The EU laws to ban astroturfing, sock-puppeting and lots of other strangely named online terminology  (sock puppeting? What’s Mr. Flibble done that’s so bad?) is a very sensible, useful piece of legislation with one slight problem as far as I can see – how will they actually enforce it
The article itself says:
“But the crucial word here is “risk” – the government has already indicated that only serious infringements will be prosecuted, although it is probably best to assume that it will prod into action the Office of Fair Trading and Trading Standards, the chief enforcement agencies, should an illegal commercial blog gain a high media profile.”

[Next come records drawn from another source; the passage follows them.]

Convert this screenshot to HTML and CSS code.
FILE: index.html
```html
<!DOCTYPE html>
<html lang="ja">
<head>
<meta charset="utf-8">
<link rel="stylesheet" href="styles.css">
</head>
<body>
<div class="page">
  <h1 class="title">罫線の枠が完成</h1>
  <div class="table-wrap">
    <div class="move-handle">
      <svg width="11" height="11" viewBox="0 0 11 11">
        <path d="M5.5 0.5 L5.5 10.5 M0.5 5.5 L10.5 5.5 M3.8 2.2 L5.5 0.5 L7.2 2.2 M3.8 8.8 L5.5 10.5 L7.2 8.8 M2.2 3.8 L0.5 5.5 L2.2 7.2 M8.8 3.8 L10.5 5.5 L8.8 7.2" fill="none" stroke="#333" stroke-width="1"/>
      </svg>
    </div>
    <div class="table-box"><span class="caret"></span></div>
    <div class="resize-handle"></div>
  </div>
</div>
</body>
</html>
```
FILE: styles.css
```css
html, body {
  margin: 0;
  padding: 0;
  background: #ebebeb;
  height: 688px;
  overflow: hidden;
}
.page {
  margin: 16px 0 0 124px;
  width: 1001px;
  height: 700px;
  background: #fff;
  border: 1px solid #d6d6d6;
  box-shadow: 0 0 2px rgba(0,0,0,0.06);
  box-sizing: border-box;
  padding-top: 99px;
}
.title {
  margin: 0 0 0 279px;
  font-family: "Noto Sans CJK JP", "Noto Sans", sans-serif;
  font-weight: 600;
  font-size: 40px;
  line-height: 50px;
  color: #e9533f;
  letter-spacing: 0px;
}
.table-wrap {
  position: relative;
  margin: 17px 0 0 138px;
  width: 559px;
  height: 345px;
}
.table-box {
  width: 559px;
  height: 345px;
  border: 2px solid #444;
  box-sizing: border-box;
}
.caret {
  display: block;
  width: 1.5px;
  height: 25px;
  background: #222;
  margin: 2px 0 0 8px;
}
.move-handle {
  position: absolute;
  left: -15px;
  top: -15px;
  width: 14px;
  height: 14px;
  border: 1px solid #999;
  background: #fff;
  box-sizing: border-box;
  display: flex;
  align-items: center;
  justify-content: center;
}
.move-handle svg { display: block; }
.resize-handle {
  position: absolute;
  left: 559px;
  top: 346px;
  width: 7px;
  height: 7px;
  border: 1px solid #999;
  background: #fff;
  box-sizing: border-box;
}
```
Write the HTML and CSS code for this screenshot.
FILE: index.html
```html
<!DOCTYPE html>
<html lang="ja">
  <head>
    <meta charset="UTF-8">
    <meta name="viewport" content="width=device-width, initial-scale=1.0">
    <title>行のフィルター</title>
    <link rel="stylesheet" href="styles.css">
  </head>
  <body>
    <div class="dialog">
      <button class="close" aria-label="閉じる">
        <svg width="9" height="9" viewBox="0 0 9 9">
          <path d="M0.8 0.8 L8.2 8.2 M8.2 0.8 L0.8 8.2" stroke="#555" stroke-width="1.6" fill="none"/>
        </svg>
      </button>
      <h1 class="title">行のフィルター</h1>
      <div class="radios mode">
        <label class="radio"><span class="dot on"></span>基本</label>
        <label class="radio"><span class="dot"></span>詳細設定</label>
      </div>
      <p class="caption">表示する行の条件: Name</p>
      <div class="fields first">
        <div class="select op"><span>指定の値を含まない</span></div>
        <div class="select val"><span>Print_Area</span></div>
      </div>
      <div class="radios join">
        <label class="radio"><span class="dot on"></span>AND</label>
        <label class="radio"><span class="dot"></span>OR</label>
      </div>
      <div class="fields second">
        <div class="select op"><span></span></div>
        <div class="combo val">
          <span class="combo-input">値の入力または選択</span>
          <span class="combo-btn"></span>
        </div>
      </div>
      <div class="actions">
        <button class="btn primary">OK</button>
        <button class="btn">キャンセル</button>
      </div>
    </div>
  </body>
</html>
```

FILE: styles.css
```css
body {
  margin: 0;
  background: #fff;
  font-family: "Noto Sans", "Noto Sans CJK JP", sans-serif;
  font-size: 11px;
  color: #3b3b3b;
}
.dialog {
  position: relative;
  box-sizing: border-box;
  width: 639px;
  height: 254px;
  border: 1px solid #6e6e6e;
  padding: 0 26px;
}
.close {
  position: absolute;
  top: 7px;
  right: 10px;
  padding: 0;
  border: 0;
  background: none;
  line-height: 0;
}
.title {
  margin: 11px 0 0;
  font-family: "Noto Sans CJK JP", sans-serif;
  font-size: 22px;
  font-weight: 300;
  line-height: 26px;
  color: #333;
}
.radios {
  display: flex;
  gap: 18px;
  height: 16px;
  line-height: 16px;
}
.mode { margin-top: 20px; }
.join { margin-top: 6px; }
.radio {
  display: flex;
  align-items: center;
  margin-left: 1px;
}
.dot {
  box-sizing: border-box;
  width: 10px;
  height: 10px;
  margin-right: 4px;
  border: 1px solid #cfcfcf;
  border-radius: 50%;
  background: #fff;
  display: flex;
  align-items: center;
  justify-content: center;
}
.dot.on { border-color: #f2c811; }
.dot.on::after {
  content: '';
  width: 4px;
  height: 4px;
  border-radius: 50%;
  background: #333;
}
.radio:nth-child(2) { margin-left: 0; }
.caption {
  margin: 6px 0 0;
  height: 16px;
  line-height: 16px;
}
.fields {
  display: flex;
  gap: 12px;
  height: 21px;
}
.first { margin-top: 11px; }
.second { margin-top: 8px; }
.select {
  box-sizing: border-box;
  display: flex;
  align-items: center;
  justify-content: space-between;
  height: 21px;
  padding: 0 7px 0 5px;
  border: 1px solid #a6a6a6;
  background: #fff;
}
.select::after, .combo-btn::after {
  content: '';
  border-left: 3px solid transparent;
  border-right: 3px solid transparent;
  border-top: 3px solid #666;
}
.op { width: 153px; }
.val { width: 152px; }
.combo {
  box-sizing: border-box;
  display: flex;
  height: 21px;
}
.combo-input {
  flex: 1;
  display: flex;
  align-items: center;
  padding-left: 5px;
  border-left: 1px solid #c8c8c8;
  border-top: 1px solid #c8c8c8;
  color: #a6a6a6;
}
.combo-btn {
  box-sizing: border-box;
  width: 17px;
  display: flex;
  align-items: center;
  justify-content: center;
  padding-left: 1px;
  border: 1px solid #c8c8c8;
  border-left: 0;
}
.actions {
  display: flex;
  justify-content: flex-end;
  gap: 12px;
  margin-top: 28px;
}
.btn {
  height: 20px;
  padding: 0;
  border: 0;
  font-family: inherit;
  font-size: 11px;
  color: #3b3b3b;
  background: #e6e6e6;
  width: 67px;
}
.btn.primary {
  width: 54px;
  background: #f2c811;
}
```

So it seems likely the odd favourable review on Amazon by the publisher will probably slip under the radar then.
It’s great somebody’s trying to tackle this as itis becoming a bit of a problem and an utter pain in the arse at times, but with the internet being, well, huge, I’m not entirely sure its going to be easy to police, and that’s before we even get into proof (call me skeptical, but I doubt officers will be anywhere near as thorough as someone like Tim Ireland).

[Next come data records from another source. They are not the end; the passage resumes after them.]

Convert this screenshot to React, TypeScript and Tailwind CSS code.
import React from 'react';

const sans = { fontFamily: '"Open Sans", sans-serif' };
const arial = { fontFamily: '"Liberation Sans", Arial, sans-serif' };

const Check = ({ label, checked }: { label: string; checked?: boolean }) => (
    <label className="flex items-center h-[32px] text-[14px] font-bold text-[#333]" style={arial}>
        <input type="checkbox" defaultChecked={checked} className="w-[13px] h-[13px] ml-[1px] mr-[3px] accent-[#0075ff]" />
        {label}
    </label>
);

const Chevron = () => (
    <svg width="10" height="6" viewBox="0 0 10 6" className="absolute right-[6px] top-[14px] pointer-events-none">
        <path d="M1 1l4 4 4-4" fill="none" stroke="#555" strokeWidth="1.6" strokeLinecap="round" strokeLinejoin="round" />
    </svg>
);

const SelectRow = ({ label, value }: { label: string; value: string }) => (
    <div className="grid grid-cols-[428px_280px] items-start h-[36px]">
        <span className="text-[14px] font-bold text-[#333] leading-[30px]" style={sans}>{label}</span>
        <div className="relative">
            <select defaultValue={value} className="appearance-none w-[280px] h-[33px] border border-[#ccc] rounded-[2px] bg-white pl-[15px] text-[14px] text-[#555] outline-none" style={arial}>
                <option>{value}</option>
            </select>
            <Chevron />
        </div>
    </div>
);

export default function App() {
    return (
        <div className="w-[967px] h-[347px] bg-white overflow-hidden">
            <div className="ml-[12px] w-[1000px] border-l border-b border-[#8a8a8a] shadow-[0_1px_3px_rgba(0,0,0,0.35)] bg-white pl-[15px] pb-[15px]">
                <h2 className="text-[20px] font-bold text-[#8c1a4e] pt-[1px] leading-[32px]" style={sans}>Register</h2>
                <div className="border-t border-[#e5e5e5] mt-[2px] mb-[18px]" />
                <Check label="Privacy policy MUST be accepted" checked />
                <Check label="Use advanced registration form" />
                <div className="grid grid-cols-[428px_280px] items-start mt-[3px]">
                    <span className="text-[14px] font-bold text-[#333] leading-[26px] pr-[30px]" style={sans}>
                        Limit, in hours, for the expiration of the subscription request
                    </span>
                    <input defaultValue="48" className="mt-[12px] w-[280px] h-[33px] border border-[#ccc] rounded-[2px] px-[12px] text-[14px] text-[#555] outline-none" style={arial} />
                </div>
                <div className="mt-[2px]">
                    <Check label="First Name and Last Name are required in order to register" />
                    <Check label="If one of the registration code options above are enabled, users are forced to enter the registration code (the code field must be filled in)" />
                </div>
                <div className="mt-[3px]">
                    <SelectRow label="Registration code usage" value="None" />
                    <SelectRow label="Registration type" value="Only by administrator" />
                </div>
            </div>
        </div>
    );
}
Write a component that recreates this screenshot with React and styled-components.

I somehow can’t see ad execs and assorted companies stopping astroturfing  and sock puppeting the moment the law comes into force, and I’ll remain skeptical until the first prosecution is successfully brought.
 Via Strange Attractor.
 On a complete, well not quite, tangent, I play 5-a-side on a fantastic rubber crumb astroturf. The only problem is the bloody rubber crumb gets everywhere. I found some in my chequebook the other day. The stuff’s like bloody Tribbles.